Please also keep in mind that whenever the AOAO replaces your door, they would make sure that the new door has locks that are compliant with the House Rules.  Quite a few apartments have non-complying locks.  They are considered “grandfathered.”  But if you are getting a new door, it must have compliant locks.

Several months ago, under the previous President of the Board, Charles Carroll, the Board looked into changing the type of oak used.  There is red oak and there is white oak.  I always get confused which one is which.  The bottom line is that the AOAO used to have one type of oak, but several months ago the Board voted to switch to this other type of oak.  The new oak of choice (red or white – as said, I mix them up) costs significantly less, but actually looks more appealing.  It looks somewhat different.  Charles Carroll pointed out that the new type was more attractive and costs less.  He happens to have lots of experience with various oak doors, based on his professional experience.  I agree with him on that, but it’s personal preference, of course.  The AOAO office had a sample door stored.  I don’t know if they still have that sample door there or if they’ve installed it at some apartment.  Related to that: Since they are now using these lower priced doors (which happen to look nicer), the same amount allocated in the AOAO budget allows for more doors to be replaced per year.
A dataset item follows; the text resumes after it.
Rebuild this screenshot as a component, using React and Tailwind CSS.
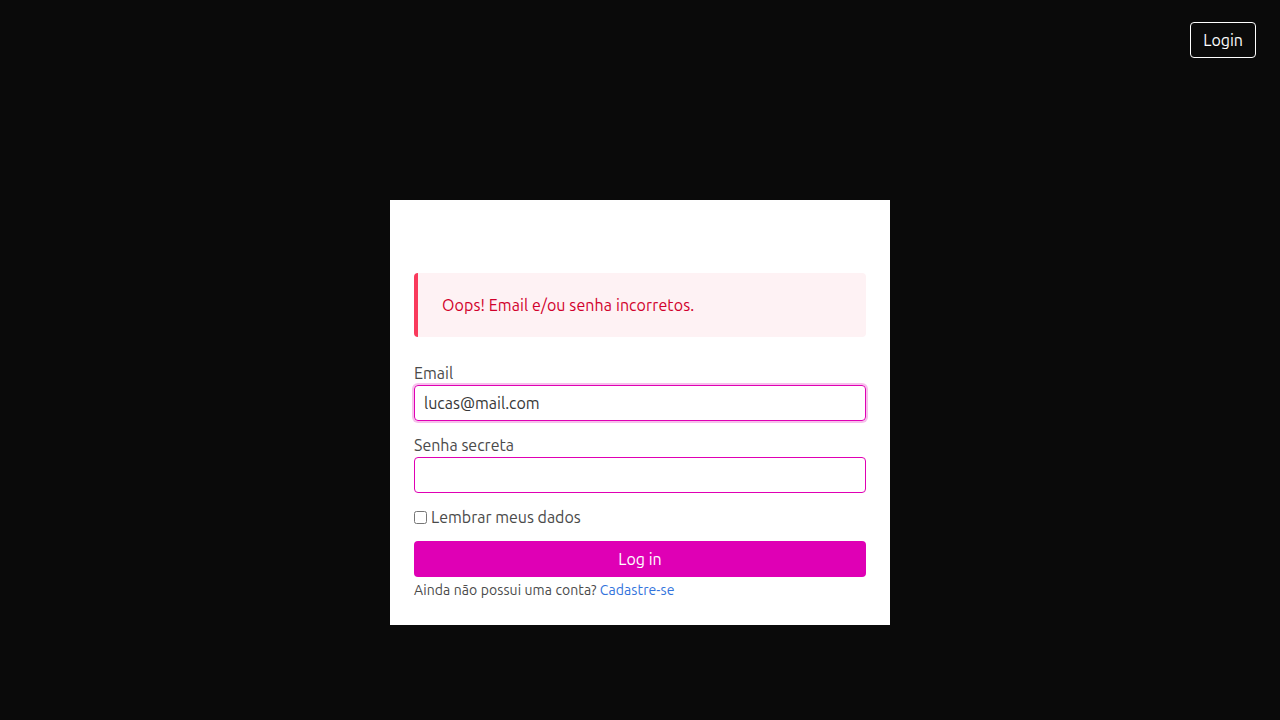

This particular owner who was inquiring was reporting that his door has peeling laminate on the outside.  What should the owner do?  The owner should contact the AOAO office, specifically, the AOAO manager, John Popovich, to report the problem.  The AOAO office decides which doors to replace in a given year.  

Regarding the lanai sliding doors: The apartment owner owns the whole area from the lanai railing inwards, incl. the lanai doors.  Thus, the maintenance of the lanai doors is the responsibility of the owner.  The AOAO has nothing to do with it. – Except, of course, the fact that the Ilikai governing documents delineate the type of doors and glass to be used, for uniform appearance.